The Market Composite Index, a measure of mortgage loan application volume, increased 6.6 percent on a seasonally adjusted basis from one week earlier. On an unadjusted basis, the Index increased 17 percent compared with the previous week. The Refinance Index increased 4 percent from the previous week and was 76 percent lower than the same week one year ago. The seasonally adjusted Purchase Index increased 8 percent from one week earlier. The unadjusted Purchase Index increased 18 percent compared with the previous week and was 16 percent lower than the same week one year ago.

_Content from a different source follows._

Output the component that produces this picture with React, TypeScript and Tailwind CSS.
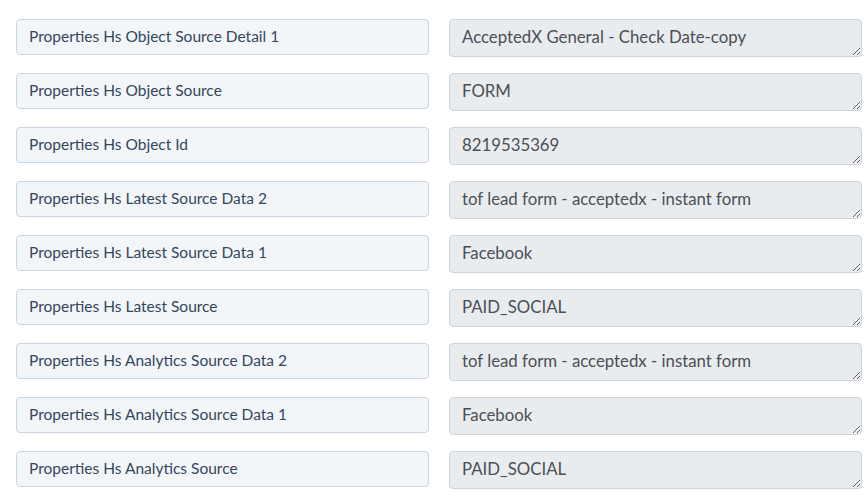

“Mortgage rates increased for all loan types, with the 30-year fixed rate last week jumping 25 basis points to 5.65 percent – the highest level since 2008. Mortgage rates followed Treasury yields up in response to higher-than-expected inflation and anticipation that the Federal Reserve will need to raise rates at a faster pace,” said Joel Kan, MBA’s Associate Vice President of Economic and Industry Forecasting. “Despite the increase in rates, application activity rebounded following the Memorial Day holiday week but remained 0.29 percent below pre-holiday levels. With mortgage rates well above 5 percent, refinance activity continues to run more than 70 percent lower than last year.”

Added Kan, “Purchase applications were down more than 15 percent compared to last year, as ongoing inventory shortages and affordability challenges have cooled demand, coinciding with the rapid jump in mortgage rates.”

The refinance share of mortgage activity decreased to 31.7 percent of total applications from 32.2 percent the previous week. The adjustable-rate mortgage (ARM) share of activity decreased to 8.1 percent of total applications.

The FHA share of total applications increased to 11.8 percent from 11.3 percent the week prior. The VA share of total applications increased to 11.7 percent from 11.4 percent the week prior. The USDA share of total applications increased to 0.6 percent from 0.5 percent the week prior.

The average contract interest rate for 30-year fixed-rate mortgages with conforming loan balances ($647,200 or less) increased to 5.65 percent from 5.40 percent, with points increasing to 0.71 from 0.60 (including the origination fee) for 80 percent loan-to-value ratio (LTV) loans. The effective rate increased from last week.

The average contract interest rate for 30-year fixed-rate mortgages with jumbo loan balances (greater than $647,200) increased to 5.25 percent from 4.99 percent, with points increasing to 0.54 from 0.44 (including the origination fee) for 80 percent LTV loans. The effective rate increased from last week.

The average contract interest rate for 30-year fixed-rate mortgages backed by the FHA increased to 5.36 percent from 5.30 percent, with points increasing to 1.00 from 0.79 (including the origination fee) for 80 percent LTV loans. The effective rate increased from last week.

The average contract interest rate for 15-year fixed-rate mortgages increased to 4.79 percent from 4.62 percent, with points increasing to 0.80 from 0.65 (including the origination fee) for 80 percent LTV loans. The effective rate increased from last week.

The average contract interest rate for 5/1 ARMs increased to 4.57 percent from 4.51 percent, with points increasing to 0.8 from 0.68 (including the origination fee) for 80 percent LTV loans. The effective rate increased from last week.

The survey covers over 75 percent of all U.S. retail residential mortgage applications, and has been conducted weekly since 1990. Respondents include mortgage bankers, commercial banks, and thrifts. Base period and value for all indexes is March 16, 1990=100.